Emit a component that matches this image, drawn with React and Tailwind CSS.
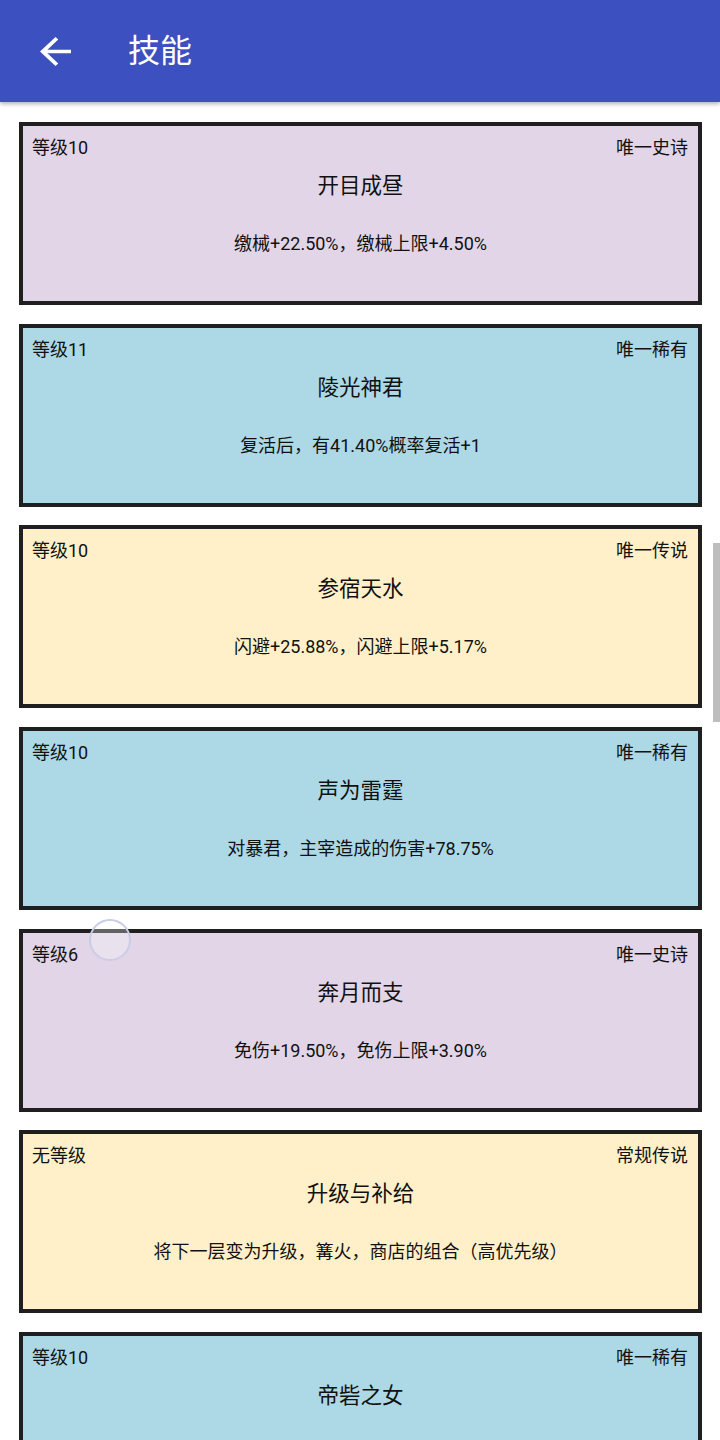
import React from 'react';

const skills = [
  { level: '等级10', tag: '唯一史诗', name: '开目成昼', desc: '缴械+22.50%，缴械上限+4.50%', tone: 'epic' },
  { level: '等级11', tag: '唯一稀有', name: '陵光神君', desc: '复活后，有41.40%概率复活+1', tone: 'rare' },
  { level: '等级10', tag: '唯一传说', name: '参宿天水', desc: '闪避+25.88%，闪避上限+5.17%', tone: 'legend' },
  { level: '等级10', tag: '唯一稀有', name: '声为雷霆', desc: '对暴君，主宰造成的伤害+78.75%', tone: 'rare' },
  { level: '等级6', tag: '唯一史诗', name: '奔月而支', desc: '免伤+19.50%，免伤上限+3.90%', tone: 'epic' },
  { level: '无等级', tag: '常规传说', name: '升级与补给', desc: '将下一层变为升级，篝火，商店的组合（高优先级）', tone: 'legend' },
  { level: '等级10', tag: '唯一稀有', name: '帝砦之女', desc: '', tone: 'rare' },
];

const toneBg = {
  epic: 'bg-[#e1d5e7]',
  rare: 'bg-[#add8e6]',
  legend: 'bg-[#fff0c9]',
};

const SkillCard = ({ skill }) => (
  <div className={`h-[183px] shrink-0 border-4 border-[#1f1f1f] ${toneBg[skill.tone]} pt-[12px] px-[9px] flex flex-col text-[#111]`}>
    <div className="flex justify-between text-[18px] leading-[20px]">
      <span>{skill.level}</span>
      <span className="mr-[1px]">{skill.tag}</span>
    </div>
    <div className="mt-[14px] text-center text-[21.5px] leading-[28px]">{skill.name}</div>
    <div className="mt-[33px] text-center text-[18px] leading-[22px]">{skill.desc}</div>
  </div>
);

export default function App() {
  return (
    <div
      className="relative h-[1440px] w-[720px] overflow-hidden bg-white"
      style={{ fontFamily: 'Roboto, "Noto Sans CJK SC", sans-serif' }}
    >
      <header className="relative z-10 flex h-[102px] items-center bg-[#3c50bf] shadow-[0_2px_4px_rgba(0,0,0,0.3)]">
        <svg className="ml-[40px]" width="31" height="29" viewBox="4 4 16 16" preserveAspectRatio="none" fill="white">
          <path d="M20 11H7.83l5.59-5.59L12 4l-8 8 8 8 1.41-1.41L7.83 13H20v-2z" />
        </svg>
        <h1 className="ml-[57px] text-[32px] leading-none text-white">技能</h1>
      </header>

      <main className="flex flex-col gap-[18.7px] pt-[20px] pl-[19px] pr-[18px]">
        {skills.map((s, i) => (
          <SkillCard key={i} skill={s} />
        ))}
      </main>

      {/* scroll indicator */}
      <div className="absolute right-0 top-[543px] h-[179px] w-[7px] bg-[#bdbdbd]" />

      {/* touch feedback */}
      <div className="absolute left-[89px] top-[919px] h-[42px] w-[42px] rounded-full border-2 border-[#c9cde6] bg-white/30" />
    </div>
  );
}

□ □ □ □ □ □ □

Copy every line of the data that holds the string "React".

**TASK RESULT**
Emit a component that matches this image, drawn with React and Tailwind CSS.
import React from 'react';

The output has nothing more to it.